No matter how long you train, no setting of w₁, b₁, w₂, b₂ produces a bump. The minimum-loss monotonic curve that passes near our points settles at ~0.66 for x ≥ 2 and eats the loss at x=4.

The fix: add a second hidden neuron

With two hidden neurons, we can build a bump:

ŷ = w₂ₐ · σ(w₁ₐ·x + b₁ₐ)  +  w₂ᵦ · σ(w₁ᵦ·x + b₁ᵦ)  +  b₂
One sigmoid turns ON near x=1.5; the other turns it back OFF near x=3.5.

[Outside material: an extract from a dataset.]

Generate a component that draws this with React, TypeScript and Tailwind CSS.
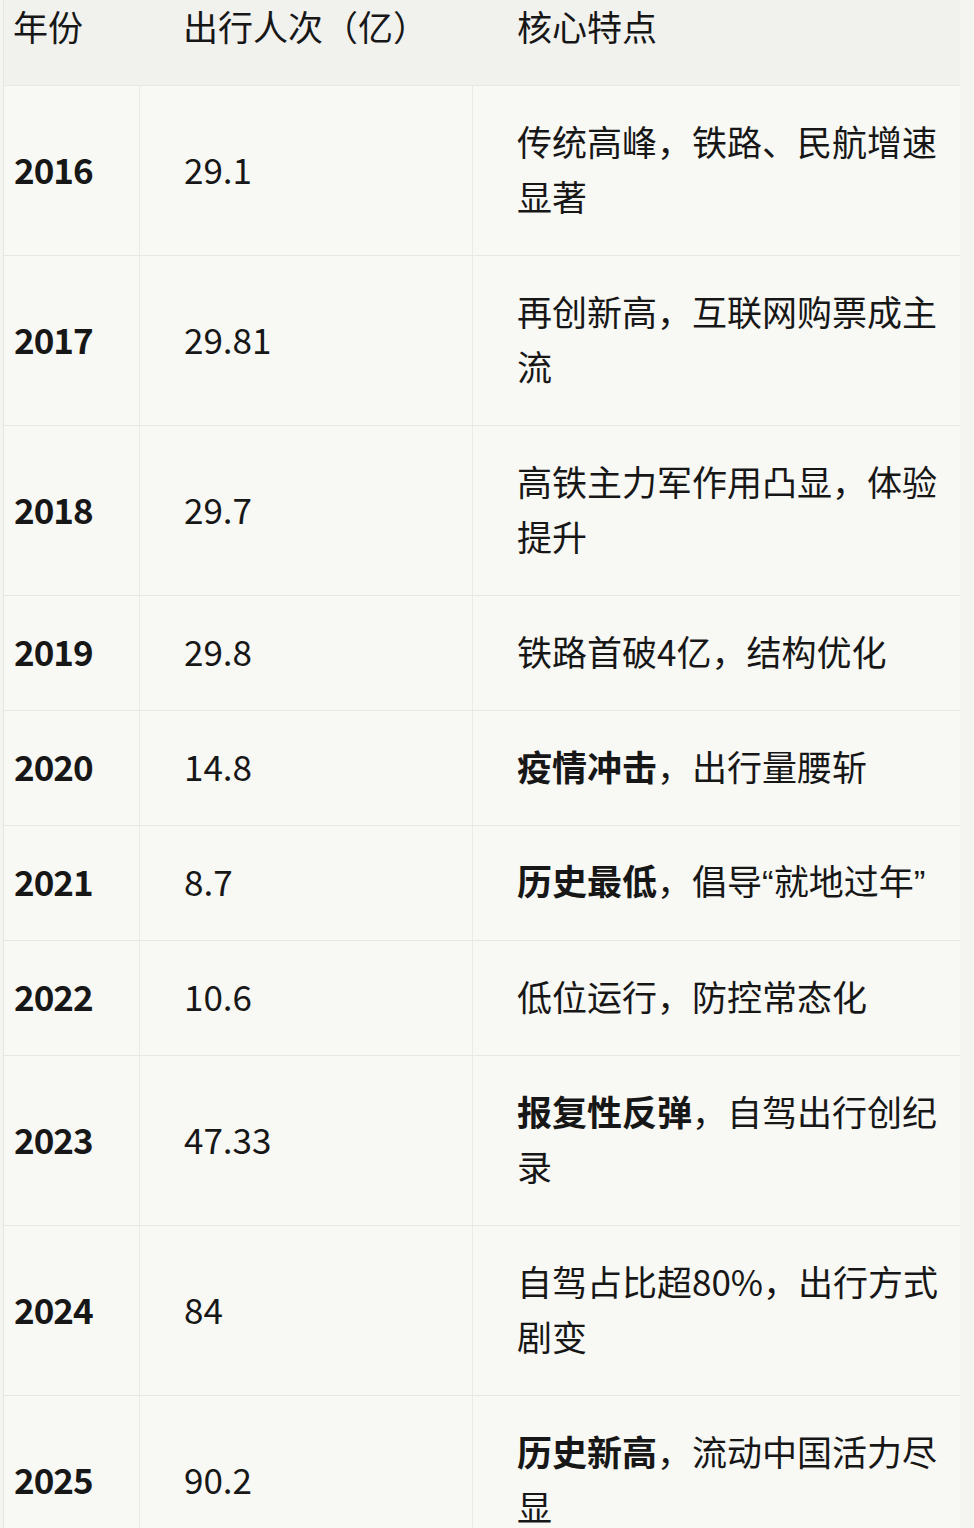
import React from 'react';

type Row = {
  year: string;
  count: string;
  bold?: string;
  rest: React.ReactNode;
  tall: boolean;
};

const Q = ({ children }: { children: React.ReactNode }) => (
  <span className="font-['Liberation_Sans',sans-serif]">{children}</span>
);

const rows: Row[] = [
  { year: '2016', count: '29.1', rest: '传统高峰，铁路、民航增速显著', tall: true },
  { year: '2017', count: '29.81', rest: '再创新高，互联网购票成主流', tall: true },
  { year: '2018', count: '29.7', rest: '高铁主力军作用凸显，体验提升', tall: true },
  { year: '2019', count: '29.8', rest: '铁路首破4亿，结构优化', tall: false },
  { year: '2020', count: '14.8', bold: '疫情冲击', rest: '，出行量腰斩', tall: false },
  {
    year: '2021',
    count: '8.7',
    bold: '历史最低',
    rest: (
      <>
        ，倡导<Q>“</Q>就地过年<Q>”</Q>
      </>
    ),
    tall: false,
  },
  { year: '2022', count: '10.6', rest: '低位运行，防控常态化', tall: false },
  { year: '2023', count: '47.33', bold: '报复性反弹', rest: '，自驾出行创纪录', tall: true },
  { year: '2024', count: '84', rest: '自驾占比超80%，出行方式剧变', tall: true },
  { year: '2025', count: '90.2', bold: '历史新高', rest: '，流动中国活力尽显', tall: true },
];

export default function App() {
  return (
    <div className="min-h-screen overflow-hidden bg-[#f4f4f1] font-['Noto_Sans_CJK_SC','Noto_Sans',sans-serif] text-[35px] leading-[55px] text-[#171717]">
      <div className="ml-[3px] w-[957px] border-l border-[#e6e6e1]">
        {/* Header */}
        <div className="grid h-[86px] grid-cols-[136px_333px_488px] border-b border-[#e8e8e3] bg-[#f1f1ee] leading-[52px]">
          <div className="pl-[9px]">年份</div>
          <div className="pl-[43px]">出行人次（亿）</div>
          <div className="pl-[44px]">核心特点</div>
        </div>

        {rows.map((r) => (
          <div
            key={r.year}
            className={`grid grid-cols-[136px_333px_488px] border-b border-[#e9e9e4] bg-[#f8f8f4] ${
              r.tall ? 'h-[170px]' : 'h-[115px]'
            }`}
          >
            <div className="flex items-center border-r border-[#ebebe6] pb-[5px] pl-[10px] font-bold tracking-[-1px]">
              {r.year}
            </div>
            <div className="flex items-center border-r border-[#ebebe6] pb-[5px] pl-[44px]">{r.count}</div>
            <div className="flex items-center pb-[5px] pl-[44px] pr-[8px]">
              <p>
                {r.bold && <span className="font-bold">{r.bold}</span>}
                {r.rest}
              </p>
            </div>
          </div>
        ))}
      </div>
    </div>
  );
}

Two monotonic curves added together don't have to be monotonic. That's it. That's the whole reason hidden layers need width.

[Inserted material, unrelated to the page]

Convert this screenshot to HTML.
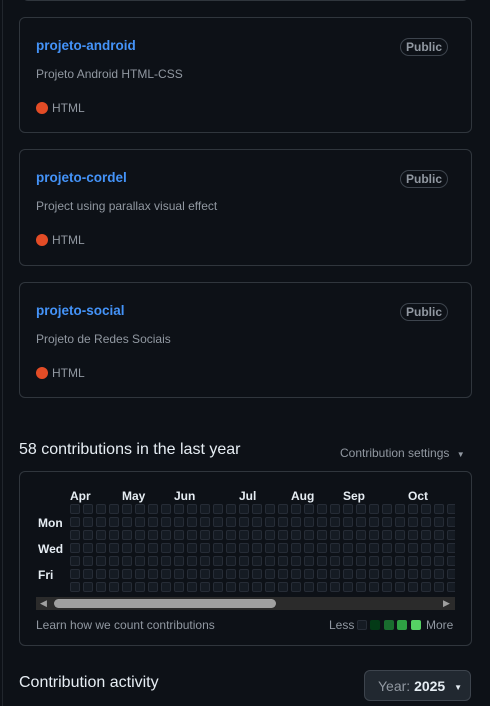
<!DOCTYPE html>
<html><head><meta charset="utf-8"><style>
body{margin:0;width:490px;height:706px;background:#0d1117;font-family:"Liberation Sans",sans-serif;position:relative;overflow:hidden;color:#e6edf3}
.a{position:absolute}
.card{position:absolute;left:19px;width:451px;border:1px solid #30363d;border-radius:6px;height:114px}
.card .t{position:absolute;left:16px;top:20px;color:#4493f8;font-weight:bold;font-size:13.5px}
.card .p{position:absolute;right:23px;top:20px;border:1px solid #3d444d;border-radius:10px;font-size:12px;color:#9198a1;padding:1px 5px;font-weight:bold}
.card .d{position:absolute;left:16px;top:49px;font-size:12px;color:#9198a1}
.card .l{position:absolute;left:16px;top:83px;font-size:12px;color:#9198a1}
.card .l i{display:inline-block;width:12px;height:12px;border-radius:50%;background:#e34c26;vertical-align:-2px;margin-right:4px}
.c{position:absolute;width:10px;height:10px;background:#151b23;border:1px solid #262c36;box-sizing:border-box;border-radius:2px}
.m{position:absolute;top:489px;font-size:12px;font-weight:bold;color:#e6edf3}
.dl{position:absolute;left:38px;font-size:12px;font-weight:bold;color:#e6edf3}
</style></head><body>
<div class="a" style="left:2px;top:0;width:1px;height:706px;background:#21262d"></div>
<div class="a" style="left:22px;top:-10px;width:445px;height:10px;border:1px solid #30363d;border-top:none;border-radius:0 0 6px 6px"></div>
<div class="card" style="top:17px"><div class="t">projeto-android</div><div class="p">Public</div><div class="d">Projeto Android HTML-CSS</div><div class="l"><i></i>HTML</div></div>
<div class="card" style="top:149px;height:115px"><div class="t" style="top:20px">projeto-cordel</div><div class="p">Public</div><div class="d">Project using parallax visual effect</div><div class="l"><i></i>HTML</div></div>
<div class="card" style="top:282px;height:114px"><div class="t">projeto-social</div><div class="p">Public</div><div class="d">Projeto de Redes Sociais</div><div class="l"><i></i>HTML</div></div>
<div class="a" style="left:19px;top:441px;font-size:16px">58 contributions in the last year</div>
<div class="a" style="left:340px;top:446px;font-size:12px;color:#9198a1">Contribution settings <span style="font-size:8px;margin-left:4px">▼</span></div>
<div class="a" style="left:19px;top:471px;width:451px;height:173px;border:1px solid #30363d;border-radius:6px"></div>
<div class="m" style="left:70px">Apr</div><div class="m" style="left:122px">May</div><div class="m" style="left:174px">Jun</div><div class="m" style="left:239px">Jul</div><div class="m" style="left:291px">Aug</div><div class="m" style="left:343px">Sep</div><div class="m" style="left:408px">Oct</div>
<div class="dl" style="top:516px">Mon</div><div class="dl" style="top:542px">Wed</div><div class="dl" style="top:568px">Fri</div>
<div class="a" style="left:70px;top:504px;width:385px;height:91px;overflow:hidden" id="g"></div>
<div class="a" style="left:36px;top:597px;width:419px;height:13px;background:#2b2b2b"></div>
<div class="a" style="left:54px;top:599px;width:222px;height:9px;background:#a0a0a0;border-radius:5px"></div>
<div class="a" style="left:40px;top:598px;font-size:9px;color:#a0a0a0">◀</div>
<div class="a" style="left:443px;top:598px;font-size:9px;color:#a0a0a0">▶</div>
<div class="a" style="left:36px;top:618px;font-size:12px;color:#9198a1">Learn how we count contributions</div>
<div class="a" style="left:329px;top:618px;font-size:12px;color:#9198a1">Less</div>
<div class="c" style="left:357px;top:620px"></div>
<div class="c" style="left:370px;top:620px;background:#033a16;border:none"></div>
<div class="c" style="left:384px;top:620px;background:#196c2e;border:none"></div>
<div class="c" style="left:397px;top:620px;background:#2ea043;border:none"></div>
<div class="c" style="left:411px;top:620px;background:#56d364;border:none"></div>
<div class="a" style="left:426px;top:618px;font-size:12px;color:#9198a1">More</div>
<div class="a" style="left:19px;top:674px;font-size:16px">Contribution activity</div>
<div class="a" style="left:364px;top:670px;width:107px;height:31px;background:#212830;border:1px solid #3d444d;border-radius:6px;box-sizing:border-box;font-size:14px;line-height:30px;padding-left:13px;color:#9198a1">Year: <b style="color:#e6edf3">2025</b> <span style="font-size:8px;color:#e6edf3;margin-left:5px;vertical-align:1px">▼</span></div>
<script>
var g=document.getElementById('g'),h='';
for(var x=0;x<30;x++)for(var y=0;y<7;y++)h+='<div class="c" style="left:'+(x*13)+'px;top:'+(y*13)+'px"></div>';
g.innerHTML=h;
</script>
</body></html>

Loss curves and learned functions for 1 vs 2 hidden neurons

Left: 1-neuron loss plateaus immediately while 2-neuron loss drives all the way to ~10⁻²⁹. Right: the 1-neuron model (red) saturates and misses x=4, while the 2-neuron model (green) bends back down through every point.

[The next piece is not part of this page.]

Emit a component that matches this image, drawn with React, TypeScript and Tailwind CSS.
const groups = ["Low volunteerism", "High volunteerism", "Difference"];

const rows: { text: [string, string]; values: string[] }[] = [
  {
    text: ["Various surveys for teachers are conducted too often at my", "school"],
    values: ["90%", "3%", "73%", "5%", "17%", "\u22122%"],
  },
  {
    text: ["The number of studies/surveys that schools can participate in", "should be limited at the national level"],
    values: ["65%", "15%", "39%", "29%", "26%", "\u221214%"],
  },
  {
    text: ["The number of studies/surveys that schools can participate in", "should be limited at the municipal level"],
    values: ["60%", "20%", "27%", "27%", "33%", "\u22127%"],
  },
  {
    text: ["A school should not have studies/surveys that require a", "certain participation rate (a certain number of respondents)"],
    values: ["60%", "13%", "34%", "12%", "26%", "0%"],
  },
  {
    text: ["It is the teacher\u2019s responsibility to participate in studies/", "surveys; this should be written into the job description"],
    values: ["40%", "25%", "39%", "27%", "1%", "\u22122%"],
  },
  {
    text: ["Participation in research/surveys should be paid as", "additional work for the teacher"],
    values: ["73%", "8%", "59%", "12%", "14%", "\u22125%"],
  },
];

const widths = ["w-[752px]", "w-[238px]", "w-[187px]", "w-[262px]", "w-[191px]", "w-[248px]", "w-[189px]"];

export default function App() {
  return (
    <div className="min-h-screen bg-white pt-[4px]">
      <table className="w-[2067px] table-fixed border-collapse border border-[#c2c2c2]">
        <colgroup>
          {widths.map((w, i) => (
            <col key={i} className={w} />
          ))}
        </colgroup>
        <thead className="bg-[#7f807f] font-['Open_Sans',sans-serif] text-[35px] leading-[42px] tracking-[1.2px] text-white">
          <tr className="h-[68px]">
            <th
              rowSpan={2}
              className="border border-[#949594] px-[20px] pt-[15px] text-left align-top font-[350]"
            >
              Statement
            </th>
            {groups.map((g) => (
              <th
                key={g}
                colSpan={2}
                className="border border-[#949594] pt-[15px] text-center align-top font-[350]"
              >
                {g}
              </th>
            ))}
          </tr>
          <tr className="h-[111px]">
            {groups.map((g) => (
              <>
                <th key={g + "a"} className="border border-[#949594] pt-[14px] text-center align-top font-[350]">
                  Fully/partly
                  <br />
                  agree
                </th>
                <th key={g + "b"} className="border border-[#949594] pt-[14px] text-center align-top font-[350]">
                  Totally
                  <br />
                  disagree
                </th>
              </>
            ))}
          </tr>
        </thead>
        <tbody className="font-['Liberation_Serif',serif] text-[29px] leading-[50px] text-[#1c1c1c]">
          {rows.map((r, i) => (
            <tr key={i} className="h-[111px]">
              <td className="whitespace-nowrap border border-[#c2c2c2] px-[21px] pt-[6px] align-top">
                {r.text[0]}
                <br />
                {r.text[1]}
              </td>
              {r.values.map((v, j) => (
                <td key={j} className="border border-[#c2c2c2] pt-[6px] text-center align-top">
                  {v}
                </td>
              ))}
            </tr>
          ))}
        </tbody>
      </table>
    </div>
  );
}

One catch — initialization matters. A randomly-initialized 2-neuron network often gets stuck at loss ≈ 0.125 with all predictions = 0.5 (predicting the mean). That's the classic dead-gradient failure: small random weights land both sigmoids in their flat tails where σ'(z) = a·(1−a) ≈ 0, so gradients can't flow back to the hidden layer. The script in nn_from_scratch.py hand-picks initial weights that already roughly form a bump. In real networks you fix this with proper initialization schemes (Xavier/He), wider layers (so some neurons land in useful regions by luck), and momentum/Adam optimizers to escape flat regions.
The bigger lesson. Tiny networks on tiny datasets are surprisingly fragile. Most of "deep learning works" is actually "we figured out how to keep gradients alive." Width, depth, smart initializations, residual connections, normalization, and modern optimizers all exist to solve variants of the same underlying problem we just hit: gradients vanishing or the model lacking the capacity to represent the target.

Run python3 nn_from_scratch.py in this directory to reproduce both runs and the plot above.